[Entries from a dataset]
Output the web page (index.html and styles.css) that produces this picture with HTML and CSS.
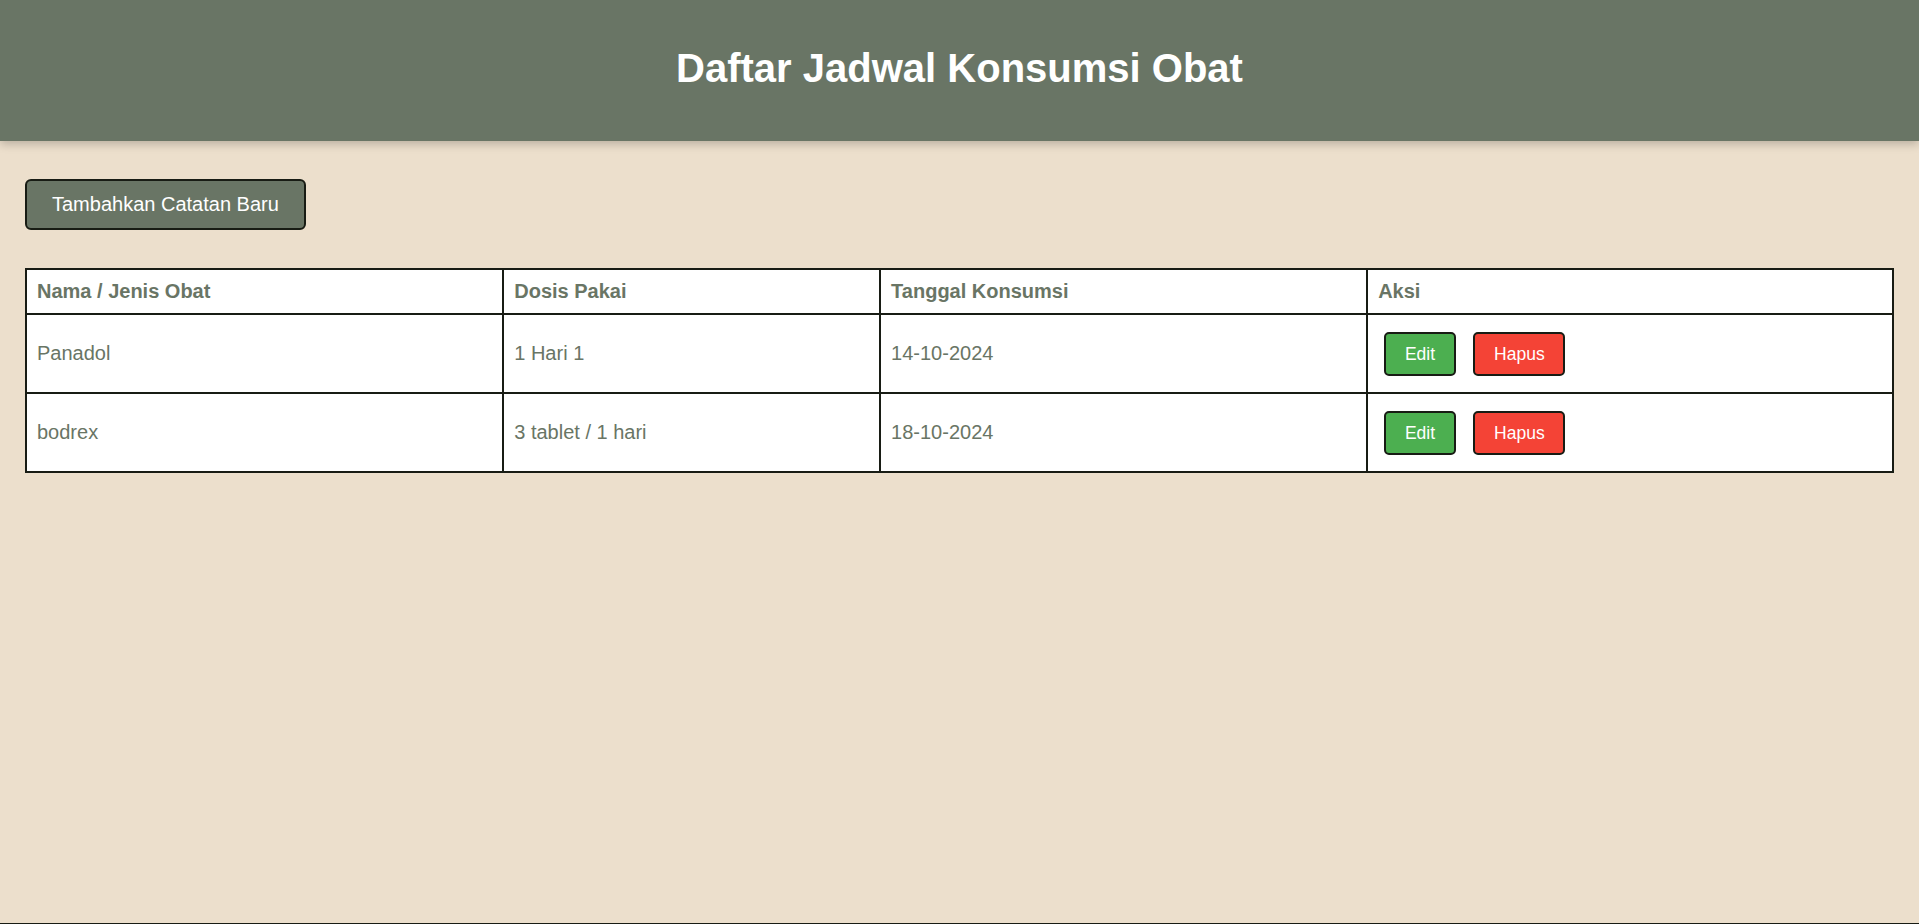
FILE: index.html
```html
<!DOCTYPE html>
<html lang="id">
<head>
<meta charset="utf-8">
<title>Daftar Jadwal Konsumsi Obat</title>
<link rel="stylesheet" href="styles.css">
</head>
<body>
<div class="page">
  <header class="site-header">
    <h1 class="title">Daftar Jadwal Konsumsi Obat</h1>
  </header>
  <main class="content">
    <div class="toolbar">
      <button class="btn btn-primary" type="button">Tambahkan Catatan Baru</button>
    </div>
    <table class="schedule">
      <thead>
        <tr>
          <th>Nama / Jenis Obat</th>
          <th>Dosis Pakai</th>
          <th>Tanggal Konsumsi</th>
          <th>Aksi</th>
        </tr>
      </thead>
      <tbody>
        <tr>
          <td>Panadol</td>
          <td>1 Hari 1</td>
          <td>14-10-2024</td>
          <td><button class="btn-small btn-edit" type="button">Edit</button> <button class="btn-small btn-delete" type="button">Hapus</button></td>
        </tr>
        <tr>
          <td>bodrex</td>
          <td>3 tablet / 1 hari</td>
          <td>18-10-2024</td>
          <td><button class="btn-small btn-edit" type="button">Edit</button> <button class="btn-small btn-delete" type="button">Hapus</button></td>
        </tr>
      </tbody>
    </table>
  </main>
  <footer class="site-footer"></footer>
</div>
</body>
</html>
```

FILE: styles.css
```css
html, body {
  margin: 0;
  padding: 0;
}

body {
  background: #ECDFCC;
  font-family: "Liberation Sans", Arial, sans-serif;
  font-size: 20px;
  color: #697565;
}

.page {
  display: flex;
  flex-direction: column;
  min-height: 100vh;
}

.site-header {
  background: #697565;
  height: 141px;
  box-sizing: border-box;
  padding-top: 45px;
  box-shadow: 0 3px 9px rgba(0, 0, 0, 0.22);
  position: relative;
  z-index: 1;
}

.title {
  margin: 0;
  text-align: center;
  color: #ffffff;
  font-size: 40px;
  font-weight: bold;
  line-height: 46px;
}

.content {
  flex: 1;
  padding: 38px 25px 0;
}

.toolbar {
  margin-bottom: 38px;
  height: 51px;
}

.btn {
  font-family: "Liberation Sans", Arial, sans-serif;
  font-size: 20px;
  line-height: 23px;
  padding: 12px 25px;
  border: 2px solid #181C14;
  border-radius: 6px;
  cursor: pointer;
}

.btn-primary {
  background: #697565;
  color: #ffffff;
}

.schedule {
  width: 100%;
  border-collapse: collapse;
  background: #ffffff;
}

.schedule th,
.schedule td {
  border: 2px solid #181C14;
  padding: 10px;
  text-align: left;
  line-height: 23px;
  color: #697565;
}

.schedule th {
  font-weight: bold;
}

.btn-small {
  font-family: "Liberation Sans", Arial, sans-serif;
  font-size: 17.5px;
  line-height: 20px;
  padding: 10px 18.75px;
  margin: 6.5px 6px;
  border: 2px solid #181C14;
  border-radius: 5px;
  color: #ffffff;
  cursor: pointer;
  vertical-align: middle;
}

.btn-edit {
  background: #4CAF50;
}

.btn-delete {
  background: #F44336;
}

.site-footer {
  border-top: 1px solid #181C14;
}
```
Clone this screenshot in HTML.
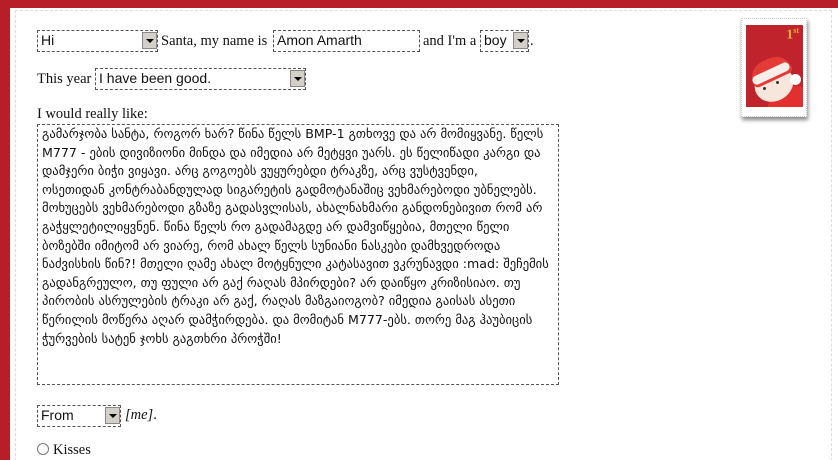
<!DOCTYPE html>
<html><head><meta charset="utf-8"><style>
html,body{margin:0;width:838px;height:460px;overflow:hidden}
body{background:#b81e28;font-family:"Liberation Serif",serif;font-size:14.5px;color:#111;position:relative}
.panel{position:absolute;left:10px;top:8px;width:828px;height:452px;background:#fff}
.dash{position:absolute;left:15px;top:10px;width:815px;height:460px;border-left:1px dashed #ddd;border-top:1px dashed #ddd;border-right:1px dashed #ddd}
.a{position:absolute;white-space:nowrap}
.f{position:absolute;border:1px dashed #555;background:#fff;font-family:"Liberation Sans",sans-serif;font-size:14px;box-sizing:border-box;padding:1px 3px;line-height:17px}
.btn{position:absolute;right:0;top:1px;width:15px;height:17px;background:#d4d0c8;border:1px solid #888;box-sizing:border-box}
.btn:after{content:"";position:absolute;left:3px;top:6px;border-left:4px solid transparent;border-right:4px solid transparent;border-top:4px solid #000}
.ta{position:absolute;left:37px;top:124px;width:522px;height:261px;border:1px dashed #555;box-sizing:border-box;padding:0 4px;font-family:"DejaVu Sans","Liberation Sans",sans-serif;font-size:12.6px;line-height:18.6px;white-space:nowrap;overflow:hidden}
</style></head><body>
<div class="panel"></div><div class="dash"></div>
<div class="f" style="left:37px;top:30px;width:121px;height:22px">Hi<div class="btn"></div></div>
<div class="a" style="left:161px;top:33px">Santa, my name is</div>
<div class="f" style="left:273px;top:30px;width:147px;height:22px">Amon Amarth</div>
<div class="a" style="left:423px;top:33px">and I'm a</div>
<div class="f" style="left:480px;top:30px;width:49px;height:22px">boy<div class="btn"></div></div>
<div class="a" style="left:530px;top:33px">.</div>
<div class="a" style="left:37px;top:71px">This year</div>
<div class="f" style="left:95px;top:68px;width:211px;height:22px">I have been good.<div class="btn"></div></div>
<div class="a" style="left:37px;top:106px">I would really like:</div>
<div class="ta"><div>გამარჯობა სანტა, როგორ ხარ? წინა წელს BMP-1 გთხოვე და არ მომიყვანე. წელს<br>M777 - ების დივიზიონი მინდა და იმედია არ მეტყვი უარს. ეს წელიწადი კარგი და<br>დამჯერი ბიჭი ვიყავი. არც გოგოებს ვუყურებდი ტრაკზე, არც ვუსტვენდი,<br>ოსეთიდან კონტრაბანდულად სიგარეტის გადმოტანაშიც ვეხმარებოდი უბნელებს.<br>მოხუცებს ვეხმარებოდი გზაზე გადასვლისას, ახალნახმარი განდონებივით რომ არ<br>გაჭყლეტილიყვნენ. წინა წელს რო გადამაგდე არ დამვიწყებია, მთელი წელი<br>ბოზებში იმიტომ არ ვიარე, რომ ახალ წელს სუნიანი ნასკები დამხვედროდა<br>ნაძვისხის წინ?! მთელი ღამე ახალ მოტყნული კატასავით ვკრუნავდი :mad: შეჩემის<br>გადანგრეულო, თუ ფული არ გაქ რაღას მპირდები? არ დაიწყო კრიზისიაო. თუ<br>პირობის ასრულების ტრაკი არ გაქ, რაღას მაზგაიოგობ? იმედია გაისას ასეთი<br>წერილის მოწერა აღარ დამჭირდება. და მომიტან M777-ებს. თორე მაგ ჰაუბიცის<br>ჭურვების სატენ ჯოხს გაგთხრი პროჭში!</div></div>
<div class="f" style="left:37px;top:405px;width:84px;height:22px">From<div class="btn"></div></div>
<div class="a" style="left:125px;top:407px"><i>[me]</i>.</div>
<div class="a" style="left:37px;top:442px"><span style="display:inline-block;width:10px;height:10px;border:1px solid #777;border-radius:50%;vertical-align:-1px;margin-right:4px"></span>Kisses</div>
<div style="position:absolute;left:741px;top:18px;width:66px;height:99px;background:#fff;box-shadow:1px 3px 4px #888;border:1px dotted #ccc;box-sizing:border-box"></div>
<div style="position:absolute;left:746px;top:25px;width:57px;height:82px;background:#c0232b;overflow:hidden">
<div style="position:absolute;right:4px;top:1px;color:#f2b13a;font-weight:bold;font-size:14px">1<sup style="font-size:8px">st</sup></div>
<div style="position:absolute;left:20px;top:62px;width:50px;height:40px;border-radius:50%;background:#e23030;transform:rotate(-30deg)"></div>
<div style="position:absolute;left:8px;top:42px;width:40px;height:34px;border-radius:50%;background:#f6e6dc;transform:rotate(-30deg)"></div>
<div style="position:absolute;left:3px;top:34px;width:42px;height:22px;border-radius:22px 22px 6px 6px;background:#e53b36;transform:rotate(-25deg)"></div>
<div style="position:absolute;left:5px;top:44px;width:40px;height:9px;border-radius:5px;background:#f6efe9;transform:rotate(-25deg)"></div>
<div style="position:absolute;left:44px;top:49px;width:11px;height:11px;border-radius:50%;background:#fff"></div>
<div style="position:absolute;left:17px;top:62px;width:3px;height:3px;border-radius:50%;background:#333"></div>
<div style="position:absolute;left:30px;top:56px;width:3px;height:3px;border-radius:50%;background:#333"></div>
</div>
</body></html>
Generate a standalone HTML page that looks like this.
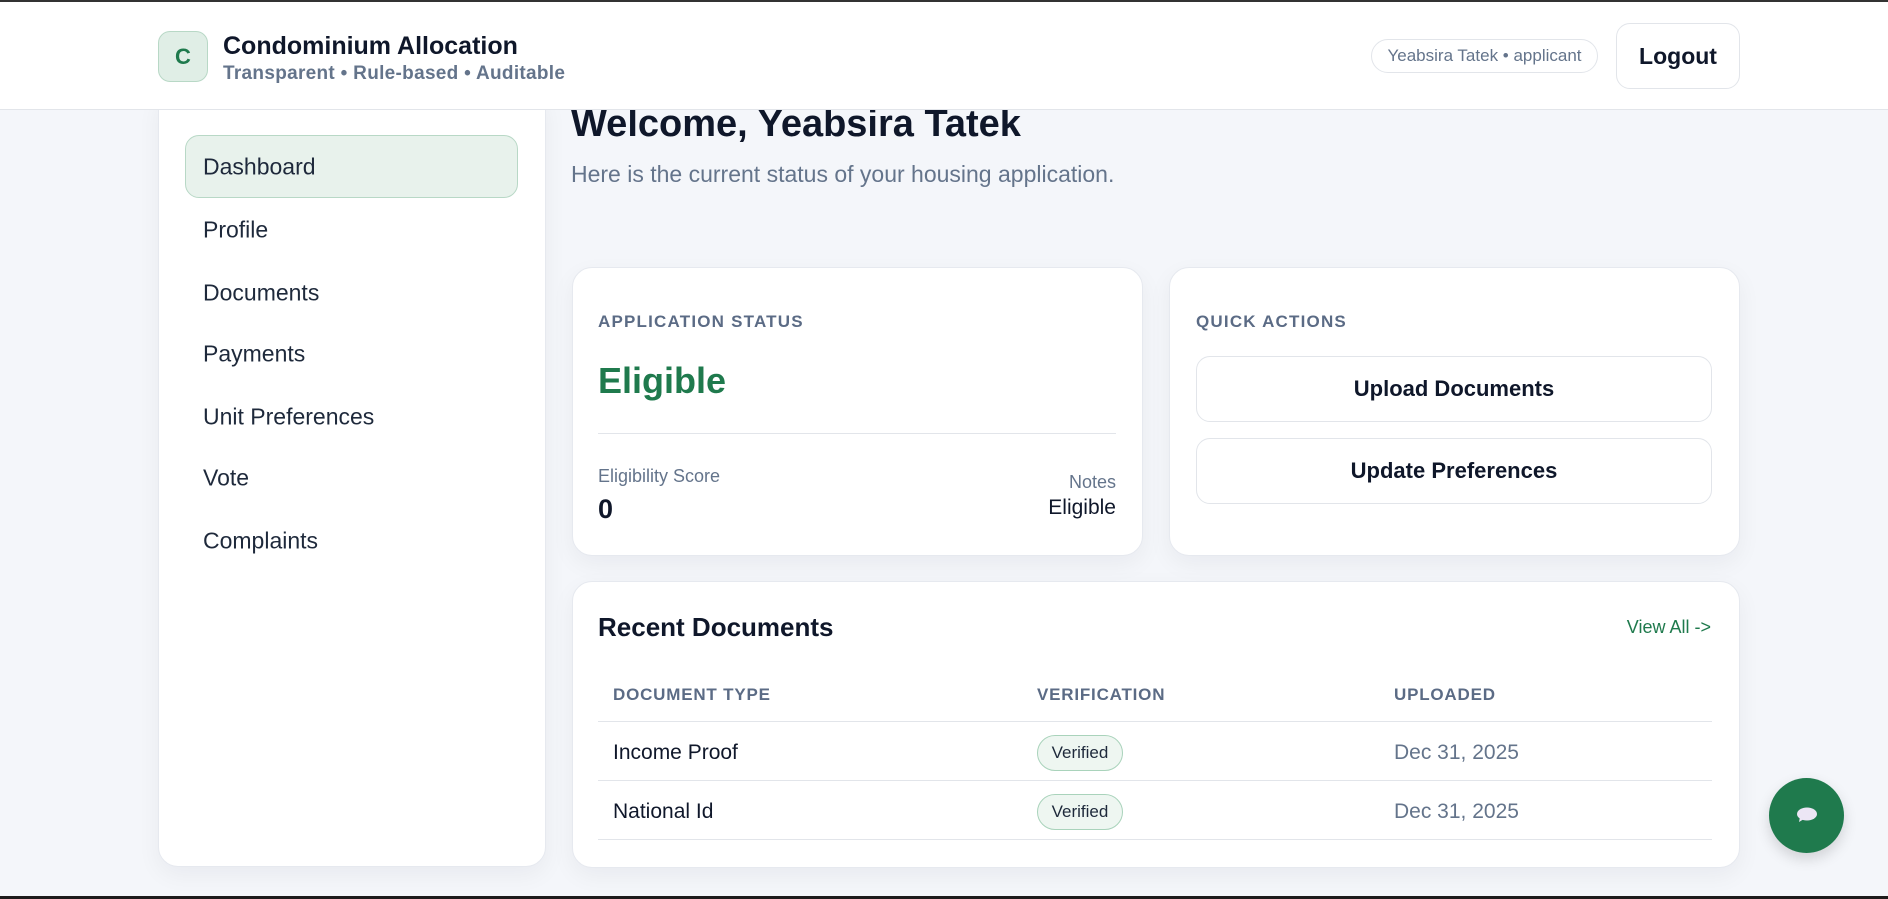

-- Task requirements --
Using the entries above, return each line in which the word "that" occurs.

-- Solution for this problem --
Output the web page (index.html and styles.css) that produces this picture with HTML and CSS.
Generate a standalone HTML page that looks like this.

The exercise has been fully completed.